Yes, it’s a lot of up-front work to get ready to start benchmark testing, but the good news here is that most of the work only has to be done once! Once you’ve determined all of these things, you just have to do it again for future benchmark studies. For those subsequent benchmark studies there shouldn’t be legwork to create tasks or come up with rating questions because the whole point of the research is to be consistent and repeatable between rounds of research! Sure, there’s still legwork to find new participants for each round of research and to make sure the testing environment is ready to go, but each benchmark should be easier to run than the previous one. 

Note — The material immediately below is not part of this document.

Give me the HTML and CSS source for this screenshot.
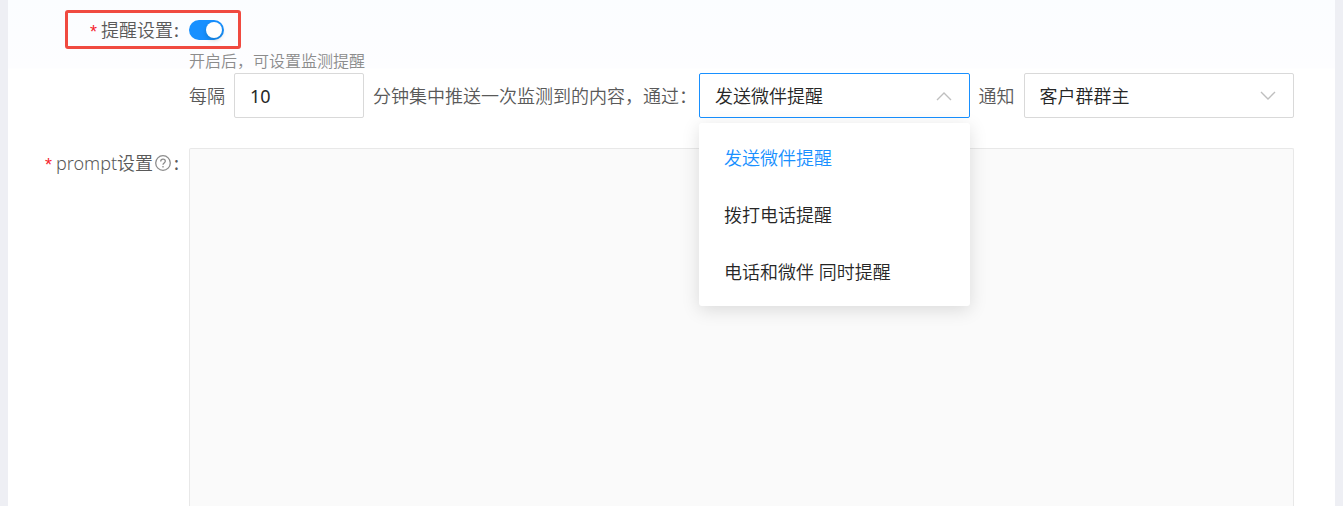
FILE: index.html
```html
<!DOCTYPE html>
<html lang="zh-CN">

<head>
    <meta charset="UTF-8">
    <meta name="viewport" content="width=device-width, initial-scale=1.0">
    <title>提醒设置</title>
    <link rel="stylesheet" href="styles.css">
</head>

<body>
    <form class="page">
        <div class="form-item">
            <div class="label">
                <span class="required">*</span>
                <label for="remind">提醒设置</label>
                <span class="colon">:</span>
            </div>
            <div class="control switch-line">
                <input type="checkbox" id="remind" class="switch" checked>
            </div>
            <!-- 红色标注框 -->
            <div class="mark"></div>
        </div>

        <div class="form-item">
            <div class="control">
                <p class="tip">开启后，可设置监测提醒</p>
                <div class="remind-row">
                    <label for="minute">每隔</label>
                    <input type="text" id="minute" class="ipt" value="10">
                    <label for="way" class="way-label">分钟集中推送一次监测到的内容，通过：</label>
                    <div class="select-box select-open">
                        <select id="way" class="select">
                            <option selected>发送微伴提醒</option>
                            <option>拨打电话提醒</option>
                            <option>电话和微伴 同时提醒</option>
                        </select>
                        <svg class="arrow" viewBox="0 0 16 10">
                            <path d="M1 9l7-7 7 7" />
                        </svg>
                        <!-- 下拉菜单 -->
                        <ul class="menu">
                            <li><button type="button" class="current">发送微伴提醒</button></li>
                            <li><button type="button">拨打电话提醒</button></li>
                            <li><button type="button">电话和微伴 同时提醒</button></li>
                        </ul>
                    </div>
                    <label for="target">通知</label>
                    <div class="select-box">
                        <select id="target" class="select">
                            <option selected>客户群群主</option>
                        </select>
                        <svg class="arrow" viewBox="0 0 16 10">
                            <path d="M1 1l7 7 7-7" />
                        </svg>
                    </div>
                </div>
            </div>
        </div>

        <div class="form-item prompt-item">
            <div class="label">
                <span class="required">*</span>
                <label for="prompt">prompt设置</label>
                <svg class="help" viewBox="0 0 16 16">
                    <circle cx="8" cy="8" r="7.3" />
                    <path d="M5.7 6.5c0-1.4 1-2.3 2.3-2.3s2.3.9 2.3 2.1c0 1.6-2.3 1.7-2.3 3.4" />
                    <path d="M8 11v1.4" />
                </svg>
                <span class="colon">:</span>
            </div>
            <div class="control">
                <textarea id="prompt" class="prompt"></textarea>
            </div>
        </div>
    </form>
</body>

</html>
```
FILE: styles.css
```css
* {
    margin: 0;
    padding: 0;
    box-sizing: border-box;
}

body,
input,
select,
textarea,
button {
    font-family: "Noto Sans", "Noto Sans CJK SC", sans-serif;
    font-size: 18px;
    font-weight: 350;
}

body {
    padding: 0 8px;
    background: #eeeff4;
    color: #595959;
    line-height: 30px;
}

ul {
    list-style: none;
}

.page {
    display: flex;
    flex-direction: column;
    height: 100vh;
    padding: 15px 41px 0 0;
    background: linear-gradient(#fbfdff, #fdfdff 68px, #fff 69px);
}

.form-item {
    position: relative;
    display: grid;
    grid-template-columns: 181px 1fr;
}

.prompt-item {
    flex: 1;
}

.label {
    display: flex;
    align-items: center;
    justify-content: flex-end;
    height: 30px;
    padding-right: 10px;
}

.required {
    padding-top: 4px;
    margin-right: 4px;
    color: #f5222d;
    font-family: "Liberation Sans", sans-serif;
    font-size: 18px;
}

.colon {
    margin-left: 1px;
    font-weight: 500;
}

.control {
    grid-column: 2;
}

.switch-line {
    display: flex;
    align-items: center;
}

.switch {
    appearance: none;
    width: 35px;
    height: 20px;
    padding: 2px;
    border-radius: 10px;
    background: #bfbfbf;
    cursor: pointer;
}

.switch::before {
    content: "";
    display: block;
    width: 16px;
    height: 16px;
    border-radius: 50%;
    background: #fff;
    box-shadow: 0 2px 4px rgba(0, 35, 11, 0.2);
}

.switch:checked {
    background: #1890ff;
}

.switch:checked::before {
    margin-left: auto;
}

.mark {
    position: absolute;
    top: -5px;
    left: 57px;
    width: 176px;
    height: 39px;
    border: 3px solid #f04a40;
    border-radius: 3px;
    pointer-events: none;
}

.tip {
    height: 28px;
    line-height: 32px;
    color: #8c8c8c;
    font-size: 16px;
}

.remind-row {
    display: flex;
    align-items: center;
    gap: 9px;
    margin-bottom: 30px;
    white-space: nowrap;
}

.ipt,
.select-box {
    height: 45px;
    border: 1px solid #d9d9d9;
    border-radius: 2px;
    background: #fff;
}

.ipt,
.select {
    padding: 0 15px;
    outline: none;
    color: #262626;
}

.ipt {
    width: 130px;
    font-weight: 400;
}

/* 全角冒号自带右侧空白 */
.way-label {
    margin-right: -7px;
}

.select-box {
    position: relative;
    display: flex;
    flex: 1;
}

.select-open {
    border-color: #1890ff;
}

.select {
    appearance: none;
    width: 100%;
    border: 0;
    background: none;
}

.arrow {
    position: absolute;
    top: 17px;
    right: 17px;
    width: 16px;
    height: 10px;
    fill: none;
    stroke: #bfbfbf;
    stroke-width: 1.4;
    pointer-events: none;
}

.menu {
    position: absolute;
    top: 49px;
    left: -1px;
    right: -1px;
    z-index: 1;
    padding: 6px 0;
    border-radius: 3px;
    background: #fff;
    box-shadow: 0 4px 18px rgba(0, 0, 0, 0.13);
}

.menu button {
    display: block;
    width: 100%;
    height: 57px;
    padding: 0 25px 2px;
    border: 0;
    background: none;
    color: #262626;
    text-align: left;
    cursor: pointer;
}

.menu .current {
    color: #1890ff;
}

.help {
    width: 16px;
    height: 16px;
    margin: 0 2px;
    fill: none;
    stroke: #8c8c8c;
    stroke-width: 1.3;
}

.prompt {
    display: block;
    width: 100%;
    height: 100%;
    padding: 10px 15px;
    border: 1px solid #e8e8e8;
    border-bottom: 0;
    border-radius: 2px 2px 0 0;
    outline: none;
    background: #fafafa;
    resize: none;
}
```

There is significant value to be found in standard, quantitative focused benchmark testing just like there’s significant value to be found in qualitative usability testing. If you’re struggling to decide between those two approaches, you might find that these qualitative benchmark tests offer a “best of both worlds” compromise; you’re able to see changes over time, both positive and negative, and understand those changes from your user’s point of view. Gathering the qualitative insights along with our quantitative data simply tells a more complete story than doing either without the other.